September 9, 2011
Defect Caused Soyuz Failure To Reach Orbit
Russian space agency Roscosmos said Friday that the reason for the Soyuz rocket failure on August 24 was a production line defect.
The Soyuz rockets are currently the only transportation to the International Space Station since NASA retired its shuttle program in July.
Russia grounded its Soyuz fleet after the accident a month ago. The space agency has since delayed the next manned mission, which was planned for September 22.
According to the new report, the engine defect should not be considered a one-off problem until all other existing Soyuz engines had been re-examined.
The space station has lost three tons of supplies because of the August incident, which has been continuously manned for over a decade.
Another issue is beginning to arise with the restriction placed on how long astronauts are allowed to stay in space. The limit is 200 days and is tied to the safety certification on their return capsules.

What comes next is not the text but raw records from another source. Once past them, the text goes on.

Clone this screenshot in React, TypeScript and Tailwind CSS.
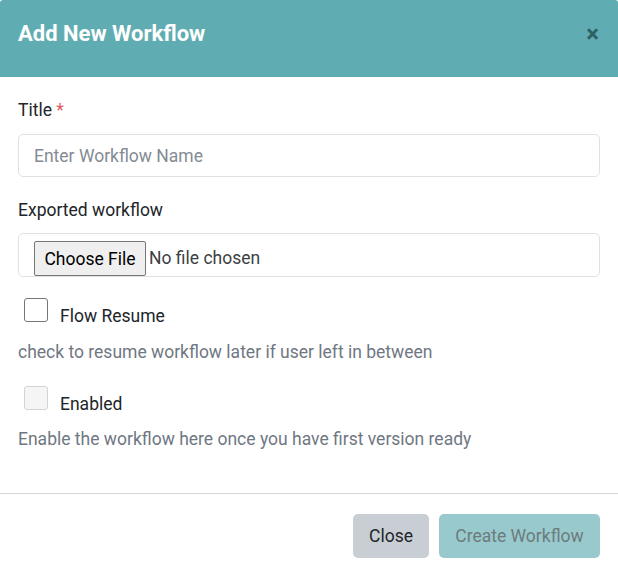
export default function App() {
  const font = { fontFamily: "Roboto, 'Liberation Sans', sans-serif" };
  return (
    <div className="w-[618px] h-[569px] bg-white overflow-hidden" style={font}>
      <div className="h-[77px] bg-[#5fadb3] px-[18px] flex items-center justify-between rounded-t-[3px]">
        <h1 className="text-white text-[22px] font-bold leading-none mt-[-9px]">Add New Workflow</h1>
        <span className="text-[#2f5f63] text-[24px] font-bold leading-none mt-[-9px] mr-[1px]">×</span>
      </div>
      <div className="px-[18px] pt-[21px] h-[416px] text-[17.5px]">
        <div className="leading-[24px] text-[#212529]">
          Title <span className="text-[#e0585f]">*</span>
        </div>
        <div className="mt-[12px] h-[43px] border border-[#dee2e6] rounded-[5px] flex items-center px-[15px] pt-[2px] text-[#848b94]">
          Enter Workflow Name
        </div>
        <div className="mt-[21px] leading-[24px] text-[#212529]">Exported workflow</div>
        <div className="mt-[11px] h-[44px] border border-[#dee2e6] rounded-[5px] flex items-end pl-[15px]">
          <div className="h-[35px] w-[112px] border border-[#767676] bg-[#efefef] rounded-[2px] flex items-center justify-center pt-[1px] text-[#000]">
            Choose File
          </div>
          <span className="ml-[3px] mb-[5px] text-[#3c4043]">No file chosen</span>
        </div>
        <div className="mt-[21px] flex items-start pl-[6px]">
          <div className="w-[24px] h-[24px] border border-[#767676] rounded-[3px] bg-white" />
          <span className="ml-[12px] mt-[6px] leading-[24px] text-[#212529]">Flow Resume</span>
        </div>
        <div className="mt-[12px] leading-[24px] text-[#6f7782]">
          check to resume workflow later if user left in between
        </div>
        <div className="mt-[22px] flex items-start pl-[6px]">
          <div className="w-[24px] h-[24px] border border-[#d4d4d4] rounded-[3px] bg-[#f5f5f5]" />
          <span className="ml-[12px] mt-[6px] leading-[24px] text-[#212529]">Enabled</span>
        </div>
        <div className="mt-[11px] leading-[24px] text-[#6f7782]">
          Enable the workflow here once you have first version ready
        </div>
      </div>
      <div className="border-t border-[#d5d5d5] px-[18px] pt-[20px] flex justify-end gap-[10px] text-[17.5px]">
        <div className="h-[44px] w-[76px] rounded-[5px] bg-[#c9cdd4] flex items-center justify-center text-[#212529]">
          Close
        </div>
        <div className="h-[44px] w-[161px] rounded-[5px] bg-[#98cacd] flex items-center justify-center text-[#6d7b7c]">
          Create Workflow
        </div>
      </div>
    </div>
  );
}
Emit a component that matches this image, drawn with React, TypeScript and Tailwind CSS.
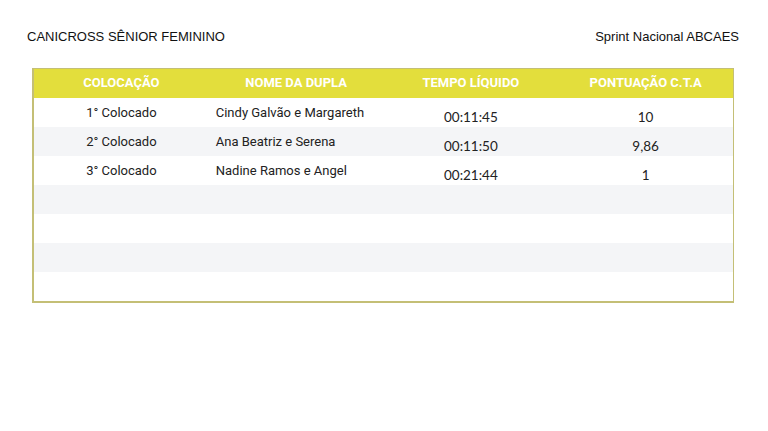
import React from "react";

const rows = [
  { pos: "1° Colocado", name: "Cindy Galvão e Margareth", time: "00:11:45", pts: "10" },
  { pos: "2° Colocado", name: "Ana Beatriz e Serena", time: "00:11:50", pts: "9,86" },
  { pos: "3° Colocado", name: "Nadine Ramos e Angel", time: "00:21:44", pts: "1" },
  { pos: "", name: "", time: "", pts: "" },
  { pos: "", name: "", time: "", pts: "" },
  { pos: "", name: "", time: "", pts: "" },
  { pos: "", name: "", time: "", pts: "" },
];

export default function App() {
  return (
    <div className="w-[768px] h-[431px] bg-white font-['Roboto',sans-serif] text-[#222]">
      {/* Cabeçalho da página */}
      <div className="flex justify-between items-center pl-[27px] pr-[29px] pt-[27px] font-['Liberation_Sans',Arial,sans-serif] text-[13px] text-[#111]">
        <span>CANICROSS SÊNIOR FEMININO</span>
        <span>Sprint Nacional ABCAES</span>
      </div>

      {/* Tabela de resultados */}
      <div className="ml-[32px] mt-[21px] w-[702px] border-2 border-t border-r border-[#c4bf76]">
        <div className="grid grid-cols-4 h-[29px] bg-[#e3de3c] items-center text-white font-bold text-[13px] text-center">
          <span>COLOCAÇÃO</span>
          <span>NOME DA DUPLA</span>
          <span>TEMPO LÍQUIDO</span>
          <span>PONTUAÇÃO C.T.A</span>
        </div>
        {rows.map((r, i) => (
          <div
            key={i}
            className={`grid grid-cols-4 h-[29px] items-center text-[13px] ${i % 2 === 1 ? "bg-[#f4f5f7]" : "bg-white"}`}
          >
            <span className="text-center pt-[2px]">{r.pos}</span>
            <span className="pl-[7px] pt-[2px]">{r.name}</span>
            <span className="text-center pt-[9px] font-['Lato',sans-serif] text-[13.5px]">{r.time}</span>
            <span className="text-center pt-[9px] font-['Lato',sans-serif] text-[13.5px]">{r.pts}</span>
          </div>
        ))}
      </div>
    </div>
  );
}
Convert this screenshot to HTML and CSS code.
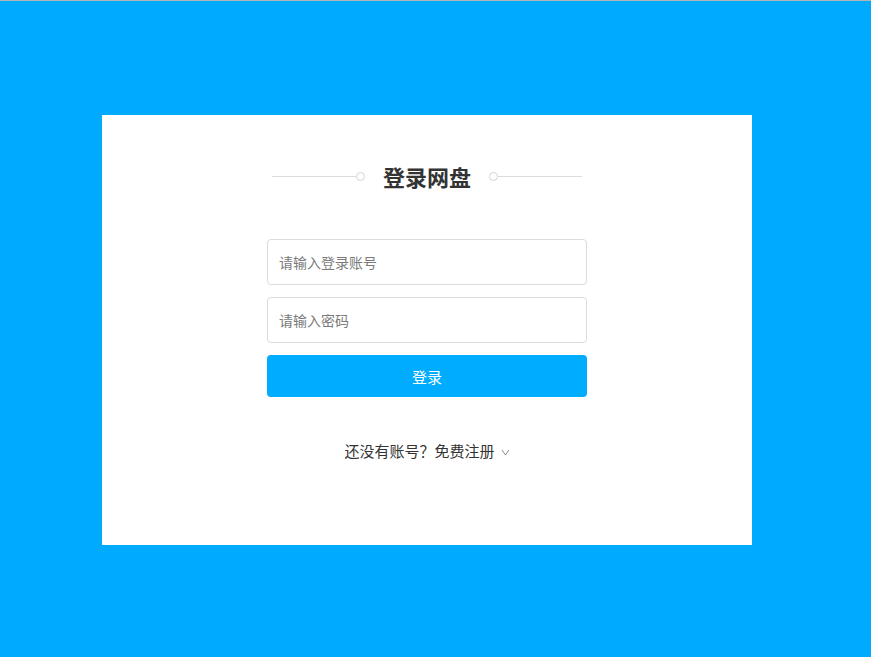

Half of the six crew members aboard the ISS are due to come home next week, while the others are expected to follow by the end of November.
If no crew is launched before the end of November, the ISS will be left temporarily abandoned.
The August 24 failure occurred just 320 seconds after the Soyuz lifted away from Baikonur.
The early third-stage engine shut-down meant the Progress cargo ship aboard the rocket did not have enough speed to make it into orbit.